DVD-rental giant Netflix learned this year that it'd be nice to be able to hit a real-life rewind button. Over the summer, the company announced plans to split up its DVD rentals and streaming services, which in the end amounted to a doubling of the customer's monthly fees.
The move caused a fury among its customers and by September, Netflix CEO Reed Hastings was scrambling to repair the damage. In a letter to subscribers, he simply said, "I messed up. I owe everyone an explanation."
His mea culpa appeared to come up short, with Netflix announcing in October that the company had lost 800,000 subscribers and saw stock prices tumble from an all-time high of nearly $300 a share in July to just $75 in October.
Bank of America
This year showed Bank of America that U.S. consumers are fed up with unnecessary fees. The bank this fall announced plans to start charging $5 monthly fees for all debit-card users.
The added amount was met with universal displeasure, with one Time Magazine poll showing 75 percent of Bank of America customers planning to switch to a new bank to avoid the charges.
Amid the public backlash, the bank announced less-than-two months later that it was abandoning its plan for the added fee. In a statement, Bank of America's co-chief operating officer David Darnell said, "We have listened to our customers very closely over the last few weeks and recognize their concern with our proposed debit usage fee. As a result, we are not currently charging the fee and will not be moving forward with any additional plans to do so."
Despite the quick reversal, Bank of America continues to pay the price in its stock shares. After quickly dropping 6 percent in the wake of the announcement, the shares have continued to sink, and this month fell below $5 a share for the first time since 2009.
White Coke Cans
Coca-Cola learned this year that some things should never be changed. Looking to get into the holiday spirit, Coca-Cola switched its long-standing red cans to a snow-themed white that bore a striking resemblance to the brand's long-standing silver Diet Coke cans.

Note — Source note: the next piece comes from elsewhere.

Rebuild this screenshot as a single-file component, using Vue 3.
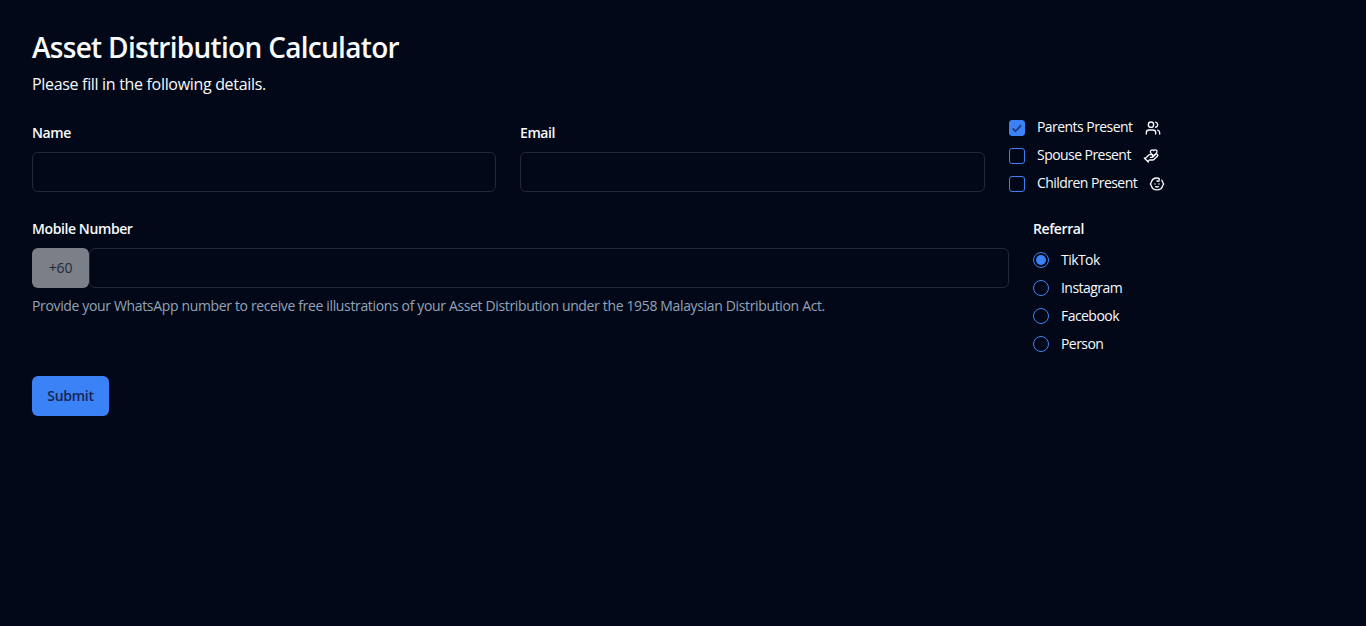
<script setup>
const checks = [
  { label: 'Parents Present', on: true, icon: 'parents' },
  { label: 'Spouse Present', on: false, icon: 'spouse' },
  { label: 'Children Present', on: false, icon: 'child' },
]
const referrals = ['TikTok', 'Instagram', 'Facebook', 'Person']
</script>

<template>
  <main class="page">
    <h1 class="title">Asset Distribution Calculator</h1>
    <p class="subtitle">Please fill in the following details.</p>

    <div class="row first">
      <div class="field">
        <label class="label">Name</label>
        <input class="input" type="text" />
      </div>
      <div class="field">
        <label class="label">Email</label>
        <input class="input" type="text" />
      </div>
      <div class="checks">
        <div v-for="c in checks" :key="c.label" class="option">
          <span class="box" :class="{ on: c.on }">
            <svg v-if="c.on" viewBox="0 0 16 16" class="tick"><path d="M3 8.5l3.2 3.2 6.6-7" /></svg>
          </span>
          <span class="text">{{ c.label }}</span>
          <svg class="icon" viewBox="0 0 24 24">
            <template v-if="c.icon === 'parents'">
              <path d="M16 21v-2a4 4 0 0 0-4-4H6a4 4 0 0 0-4 4v2" />
              <circle cx="9" cy="7" r="4" />
              <path d="M22 21v-2a4 4 0 0 0-3-3.87" />
              <path d="M16 3.13a4 4 0 0 1 0 7.75" />
            </template>
            <template v-else-if="c.icon === 'spouse'">
              <path d="M11 14h2a2 2 0 1 0 0-4h-3c-.6 0-1.1.2-1.4.6L3 16" />
              <path d="m7 20 1.6-1.4c.3-.4.8-.6 1.4-.6h4c1.1 0 2.1-.4 2.8-1.2l4.6-4.4a2 2 0 0 0-2.75-2.91l-4.2 3.9" />
              <path d="m2 15 6 6" />
              <path d="M19.5 8.5c.7-.7 1.5-1.6 1.5-2.7A2.73 2.73 0 0 0 16 4a2.78 2.78 0 0 0-5 1.8c0 1.2.8 2 1.5 2.8L16 12Z" />
            </template>
            <template v-else>
              <path d="M9 12h.01" />
              <path d="M15 12h.01" />
              <path d="M10 16c.5.3 1.2.5 2 .5s1.5-.2 2-.5" />
              <path d="M19 6.3a9 9 0 0 1 1.8 3.9 2 2 0 0 1 0 3.6 9 9 0 0 1-17.6 0 2 2 0 0 1 0-3.6A9 9 0 0 1 12 3c2 0 3.5 1.1 3.5 2.5s-.9 2.5-2 2.5c-.8 0-1.5-.4-1.5-1" />
            </template>
          </svg>
        </div>
      </div>
    </div>

    <div class="row second">
      <div class="field mobile">
        <label class="label">Mobile Number</label>
        <div class="phone">
          <span class="prefix">+60</span>
          <input class="input grow" type="text" />
        </div>
        <p class="hint">Provide your WhatsApp number to receive free illustrations of your Asset Distribution under the 1958 Malaysian Distribution Act.</p>
      </div>
      <div class="referral">
        <label class="label">Referral</label>
        <div class="radios">
          <div v-for="(r, i) in referrals" :key="r" class="option">
            <span class="radio" :class="{ on: i === 0 }"></span>
            <span class="text">{{ r }}</span>
          </div>
        </div>
      </div>
    </div>

    <button class="submit" type="button">Submit</button>
  </main>
</template>

<style>
html, body { margin: 0; background: #020817; }
</style>

<style scoped>
.page {
  box-sizing: border-box;
  min-height: 626px;
  padding: 31px 32px 32px;
  background: #020817;
  color: #f8fafc;
  font-family: "Open Sans", "Noto Sans", sans-serif;
}
.title { margin: 0; font-size: 28px; line-height: 32px; font-weight: 600; letter-spacing: -0.7px; }
.subtitle { margin: 9px 0 0; font-size: 16px; line-height: 24px; letter-spacing: -0.32px; }
.row { display: flex; gap: 24px; }
.first { margin-top: 24px; display: grid; grid-template-columns: 464px 465px auto; justify-content: start; }
.second { margin-top: 24px; }
.field { display: flex; flex-direction: column; }
.mobile { width: 977px; flex: none; }
.label { font-size: 14px; line-height: 14px; font-weight: 600; margin-top: 6px; letter-spacing: -0.4px; }
.input {
  box-sizing: border-box;
  display: block;
  width: 100%;
  height: 40px;
  margin-top: 12px;
  background: transparent;
  border: 1px solid #1e293b;
  border-radius: 6px;
}
.phone { display: flex; margin-top: 12px; }
.prefix {
  box-sizing: border-box;
  width: 57px;
  height: 40px;
  padding-bottom: 2px;
  display: flex;
  align-items: center;
  justify-content: center;
  border-radius: 6px;
  background: #7b7f88;
  color: #1e293b;
  font-size: 14px;
  letter-spacing: -0.2px;
  flex: none;
}
.grow { flex: 1; margin-top: 0; }
.hint { margin: 8px 0 0; font-size: 14px; line-height: 20px; color: #94a3b8; letter-spacing: -0.35px; white-space: nowrap; }
.checks { display: flex; flex-direction: column; gap: 8px; margin-top: -3px; margin-bottom: -1px; }
.option { display: flex; align-items: center; height: 20px; font-size: 14px; letter-spacing: -0.55px; }
.text { line-height: 20px; }
.box {
  box-sizing: border-box;
  width: 16px;
  height: 16px;
  margin-top: 2px;
  border: 1px solid #3b82f6;
  border-radius: 3px;
  margin-right: 12px;
  flex: none;
}
.box.on { background: #3b82f6; }
.tick { display: block; width: 14px; height: 14px; fill: none; stroke: #1e3a8a; stroke-width: 2; }
.icon {
  width: 16px;
  height: 16px;
  margin-left: 12px;
  margin-top: 2px;
  fill: none;
  stroke: #f8fafc;
  stroke-width: 2;
  stroke-linecap: round;
  stroke-linejoin: round;
}
.referral { display: flex; flex-direction: column; }
.radios { display: flex; flex-direction: column; gap: 8px; margin-top: 14px; }
.radio {
  box-sizing: border-box;
  width: 16px;
  height: 16px;
  border: 1px solid #3b82f6;
  border-radius: 50%;
  margin-right: 12px;
  flex: none;
  display: flex;
  align-items: center;
  justify-content: center;
}
.radio.on::after { content: ""; width: 10px; height: 10px; border-radius: 50%; background: #3b82f6; }
.submit {
  display: block;
  margin-top: 22px;
  width: 77px;
  height: 40px;
  border: 0;
  border-radius: 6px;
  background: #3b82f6;
  color: #172554;
  font: 600 14px "Open Sans", "Noto Sans", sans-serif;
  letter-spacing: -0.3px;
  padding: 0 0 2px;
}
</style>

The change caused mass confusion among Coke and Diet Coke drinkers, both of whom were mistakenly picking out the wrong cans. In the days after the cans hit the shelves, consumers turned in force to social media with their complaints, and also claimed that Coke tasted different in a white can.
Despite a company spokesman telling the Wall Street Journal that the can has been "well-received and generated a lot of interest and excitement,'' Coca-Cola ended up listening to its customers. The cola giant scrapped the white cans -- similarly to what it did in 1985 with New Coke -- in early December in favor of the traditional red.
This year taught financial derivatives broker MF Global that losing $1 billion is not going to go over well with your clients – or with Congress.
In October, MF Global declared bankruptcy; afterward, $1.2 billion in customers' funds, most belonging to farmers across the country, were discovered missing.
While MF Global CEO Jim Corzine immediately resigned, he still was forced to answer for his actions before members of the House Agriculture Committee. Instead of coming clean, Corzine, the former New Jersey governor, claimed he had not idea what happened to the money and that he wasn't aware of the missing cash until just before bankruptcy was filed. With the FBI investigating the case, it's only a matter of time before we know whether Corzine was speaking the truth.
Christian Dior showed us that a company's biggest asset can also become its biggest problem. After more than a decade as its head designer, John Galliano was fired by the French fashion house after being caught on videotape making anti-Semitic remarks.
Christian Dior moved swiftly, suspending Galliano four days after the tape surfaced. But it wasn't until Oscar-winning actress and Dior spokeswoman Natalie Portman publicly condemned Galliano that the company announced it was firing him.
Less than a week later, Dior's CEO, Sidney Toledano, told those at Dior's event during Paris Fashion Week: "What has happened over the last week has been a terrible and wrenching ordeal for us all. It has been deeply painful to see the Dior name associated with the disgraceful statements attributed to its designer. However brilliant he may be."
Galliano's fall from grace continued throughout the year. He eventually was fired from his own John Galliano label, also owned by Dior parent-company LVMH, and found guilty in a French court of making anti-Semitic remarks and ordered to pay an $8,400 fine.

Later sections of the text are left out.